1. A workload analysis device comprising:

a workpiece detecting unit configured to recognize a process segment in which a worker is working by detecting a work object in an image of a work flow which is acquired in a time series by an imaging device; and

a worker detecting unit configured to detect a worker in the process segment in the image of the work flow acquired in a time series.

2. The workload analysis device according to claim 1, wherein the workpiece detecting unit is configured to recognize as the process segment a segment after a head of a predetermined area including the work object has reached a predetermined position set to be perpendicular to a flow direction of the workpiece in the work flow and until a rear end of the predetermined area reaches the predetermined position in the image of the work flow acquired in a time series.

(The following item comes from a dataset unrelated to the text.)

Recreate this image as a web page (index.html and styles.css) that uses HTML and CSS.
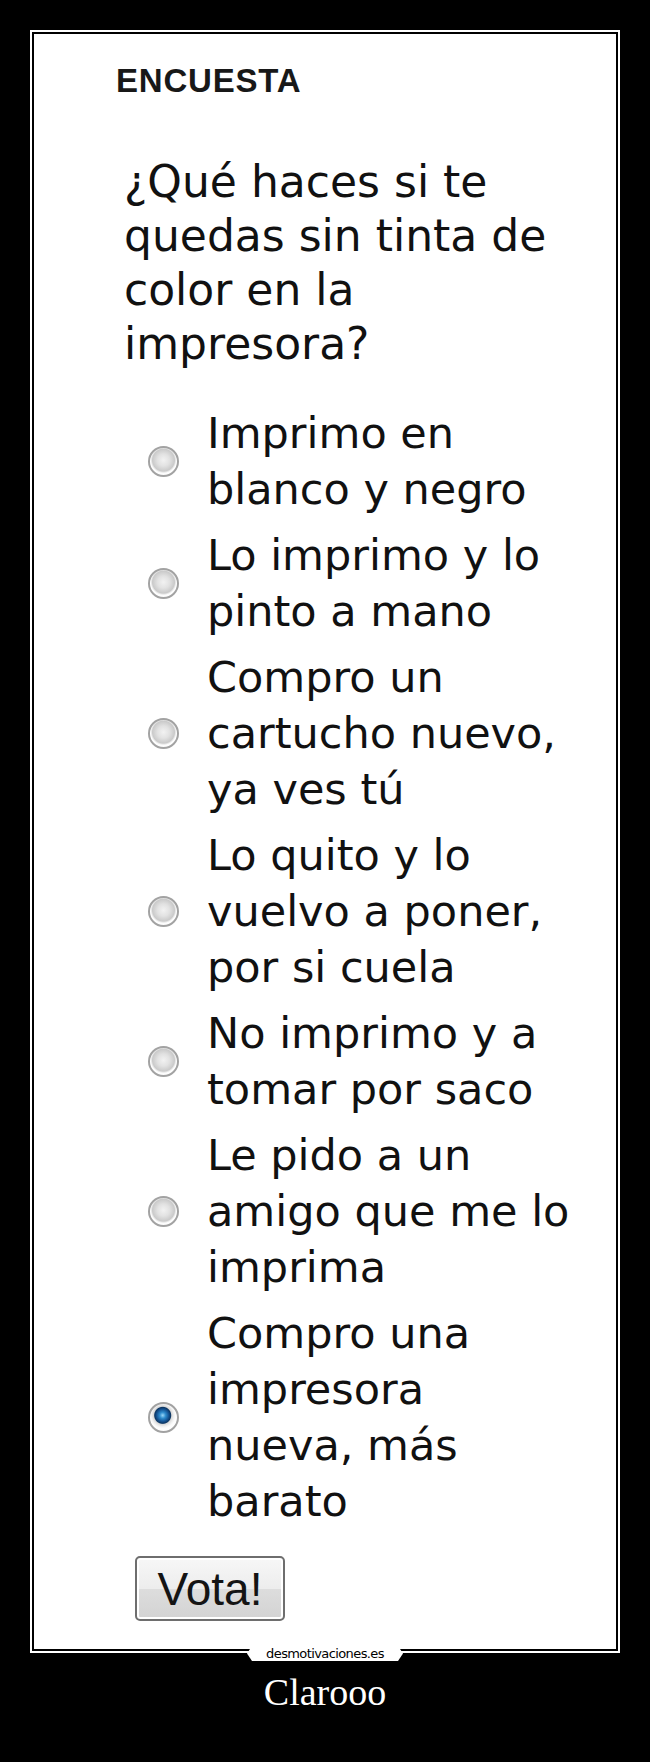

3. The workload analysis device according to claim 1, wherein the worker detecting unit is configured to store a time over which the worker is detected in the image of the work flow acquired in a time series as a worktime of the worker in the process segment in a storage unit.

4. The workload analysis device according to claim 3, wherein the worker detecting unit is configured to store the number of workers detected in the image of the work flow acquired in a time series and worktimes of the workers detected by recognizing identifiers added to the plurality of workers in the image of the work flow acquired in a time series in the storage unit.

5. The workload analysis device according to claim 4, further comprising a graph generating and displaying unit configured to generate a graph in which workloads in the process segment are visualized based on the worktimes of the workers and the number of workers stored in the storage unit and to output the generated graph to a display device.